I try to take in as many films as I am given access to, not just for my own enjoyment, but yours reading this as well. While I won’t be going into deep detail on any of the films below, maybe one of them sounds like your kind of jam. Then the impetus is on you to seek it out, and I hope you like what you find.
Stay Online
Written by Anton Skrypets, Eva Strelnikova
Directed by Eva Strelnikova
Starring Elizaveta Zaitseva, Oleksandr Rudynskyy, Ekaterina Kisten
Stay Online wasn’t something that I was champing at the bit to see, but it pleasantly surprised me with its creativity and ability to keep its numerous simultaneous plot lines engaging. Stay Online is what’s being called a screenlife film - a film told entirely through a computer or smartphone screen via text windows, video messaging, and surfing the ‘net - set in the Ukraine during Russia’s invasion (which is still ongoing btw). Katya (Elizaveta Zaitseva) checks in with her brother Vitya (Oleksandr Rudynskyy) on the front line, her American friend Ryan (Anton Skrypets) a volunteer helping refugees get to safe zones, and keeps her & Vitya’s mother up to date on Vitya’s status, while also finding time to secure and ship a Spider-Man costume for a young boy whose parents may not have gotten safely out of a war zone. That’s in between sheltering in the bathroom when the air raid sirens go off.

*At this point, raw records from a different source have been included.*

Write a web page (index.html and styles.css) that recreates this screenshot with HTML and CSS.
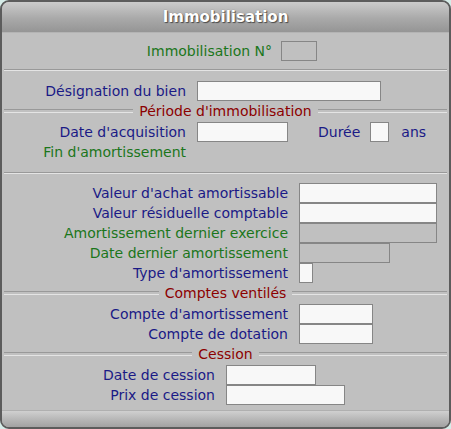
FILE: index.html
```html
<!DOCTYPE html>
<html lang="fr">
<head>
<meta charset="utf-8">
<title>Immobilisation</title>
<link rel="stylesheet" href="styles.css">
</head>
<body>
<div class="window">
  <div class="titlebar">Immobilisation</div>
  <div class="content">
    <div class="row row-num">
      <span class="lbl green w-num">Immobilisation N°</span>
      <span class="field disabled w36"></span>
    </div>
    <div class="sep"></div>
    <div class="row">
      <span class="lbl navy w-a">Désignation du bien</span>
      <span class="field w184"></span>
    </div>
    <div class="legend"><span>Période d'immobilisation</span></div>
    <div class="row row-tight">
      <span class="lbl navy w-a">Date d'acquisition</span>
      <span class="field w91"></span>
      <span class="lbl navy duree">Durée</span>
      <span class="field w19"></span>
      <span class="lbl navy ans">ans</span>
    </div>
    <div class="row">
      <span class="lbl green w-a">Fin d'amortissement</span>
    </div>
    <div class="sep sep2"></div>
    <div class="row">
      <span class="lbl navy w-b">Valeur d'achat amortissable</span>
      <span class="field w138"></span>
    </div>
    <div class="row">
      <span class="lbl navy w-b">Valeur résiduelle comptable</span>
      <span class="field w138"></span>
    </div>
    <div class="row">
      <span class="lbl green w-b">Amortissement dernier exercice</span>
      <span class="field disabled w138"></span>
    </div>
    <div class="row">
      <span class="lbl green w-b">Date dernier amortissement</span>
      <span class="field disabled w91"></span>
    </div>
    <div class="row">
      <span class="lbl navy w-b">Type d'amortissement</span>
      <span class="field w14"></span>
    </div>
    <div class="legend"><span>Comptes ventilés</span></div>
    <div class="row row-tight">
      <span class="lbl navy w-b">Compte d'amortissement</span>
      <span class="field w74"></span>
    </div>
    <div class="row">
      <span class="lbl navy w-b">Compte de dotation</span>
      <span class="field w74"></span>
    </div>
    <div class="legend"><span>Cession</span></div>
    <div class="row row-tight">
      <span class="lbl navy w-c">Date de cession</span>
      <span class="field w90"></span>
    </div>
    <div class="row">
      <span class="lbl navy w-c">Prix de cession</span>
      <span class="field w119"></span>
    </div>
  </div>
  <div class="footer"></div>
</div>
</body>
</html>
```

FILE: styles.css
```css
* { box-sizing: border-box; }
html, body { margin: 0; padding: 0; }
body {
  background: #d6ece8;
  width: 451px;
  height: 429px;
  font-family: "DejaVu Sans", Verdana, sans-serif;
  font-size: 14px;
}
.window {
  width: 451px;
  height: 429px;
  border: 2px solid #5c5c5c;
  border-radius: 9px;
  background: #c0c0c0;
  display: flex;
  flex-direction: column;
  overflow: hidden;
}
.titlebar {
  height: 31px;
  flex: none;
  background: linear-gradient(#cbcbcb, #a9a9a9 55%, #959595);
  border-bottom: 1px solid #b4b4b4;
  color: #ffffff;
  font-weight: bold;
  font-size: 15px;
  text-align: center;
  line-height: 30px;
  text-shadow: 1px 1px 1px #4a4a4a, 0 0 1px #6a6a6a;
}
.content {
  flex: 1;
  padding: 8px 2px 0;
  display: flex;
  flex-direction: column;
}
.row {
  height: 20px;
  display: flex;
  align-items: center;
}
.row-tight { margin-top: 1px; }
.lbl {
  white-space: nowrap;
  text-align: right;
  flex: none;
}
.green { color: #1b761b; }
.navy { color: #1a1a86; }
.w-num { width: 268px; margin-right: 9px; }
.w-a { width: 182px; margin-right: 11px; }
.w-b { width: 284px; margin-right: 11px; }
.w-c { width: 211px; margin-right: 11px; }
.duree { margin-left: 30px; margin-right: 10px; }
.ans { margin-left: 12px; }
.field {
  display: block;
  flex: none;
  height: 20px;
  background: #f8f8f8;
  border: 1px solid #868686;
}
.field.disabled { background: #c0c0c0; }
.w14 { width: 14px; }
.w19 { width: 19px; }
.w36 { width: 36px; }
.w74 { width: 74px; }
.w90 { width: 90px; }
.w91 { width: 91px; }
.w119 { width: 119px; }
.w138 { width: 138px; }
.w184 { width: 184px; }
.sep {
  height: 2px;
  margin: 8px 0 10px;
  border-top: 1px solid #999999;
  border-bottom: 1px solid #e4e4e4;
}
.sep2 { margin: 10px 0 9px; }
.legend {
  height: 20px;
  display: flex;
  align-items: center;
  color: #8c0000;
}
.legend::before, .legend::after {
  content: "";
  flex: 1;
  height: 2px;
  border-top: 1px solid #999999;
  border-bottom: 1px solid #e4e4e4;
}
.legend span { padding: 0 6px; }
.footer {
  height: 17px;
  flex: none;
  background: linear-gradient(#d0d0d0, #b8b8b8 50%, #a2a2a2);
  border-top: 1px solid #b0b0b0;
}
```
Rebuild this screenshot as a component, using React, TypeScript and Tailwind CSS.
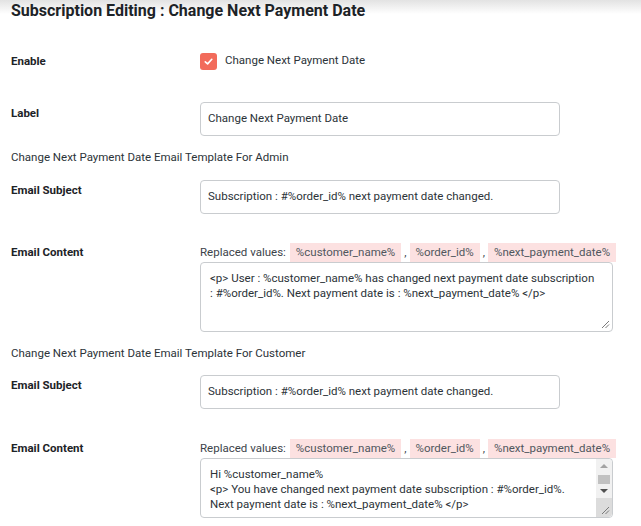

Like I said: It’s a lot of threads, all mingling through Katya and her donated laptop, but Stay Online uses some very clever tricks to maintain the illusion that it’s all happening in real time. It keeps the tension dialed up, builds emotional connection to flawed, complicated characters, and attempts to communicate a fraction of the overwhelming dread that existing in a war zone feels like.
Lovely, Dark, and Deep
Written by Teresa Sutherland
Directed by Teresa Sutherland
Starring Georgina Campbell, Nick Blood, Wai Ching Ho
Lovely, Dark, and Deep focuses on one of my favorite spooky topics: the volume of unexplained disappearances that take place in our National Parks. The first feature from writer Teresa Sutherland (Midnight Mass, The Wind), Lovely, Dark, and Deep is loaded with strange happenings, eerie details, and the inherent alienness of nature experienced in solitude. Lennon (Georgina Campbell) is competent and dedicated to her job as a new park ranger, but has an ulterior motive: investigating the disappearance of her sister when they were children. She sets out for days at a time to chart the various areas of the park all alone, but there are dangerous things in the wilderness, and they know she’s looking for them.
This has some top tier scares in it and sets the spooky mood with surety and finesse. In a movie that tackles these kinds of themes, everything hinges on the payoff; is the explanation of events satisfying or does it feel like the filmmakers have skirted the responsibility of an answer? Lovely, Dark, and Deep, despite budgetary constraints, hits just the right forlorn, eerie, existentially chilling tone that I think audiences will respond to.
White Noise
Written by Christina Saliba, Tamara Scherbak
Directed by Tamara Scherbak
Starring Bahia Watson, Ryan Hollyman, Guifre Bantjes-Rafols
Short films have comparatively little time and resources with which to draw an audience in, but White Noise from director Tamara Scherbak does an admirable job. Taking a real life aural disorder - misophonia, an aversion to sounds - and a real life oddity - an anechoic chamber - and crafting a tidy little scenario that builds tension to an unsettling finale.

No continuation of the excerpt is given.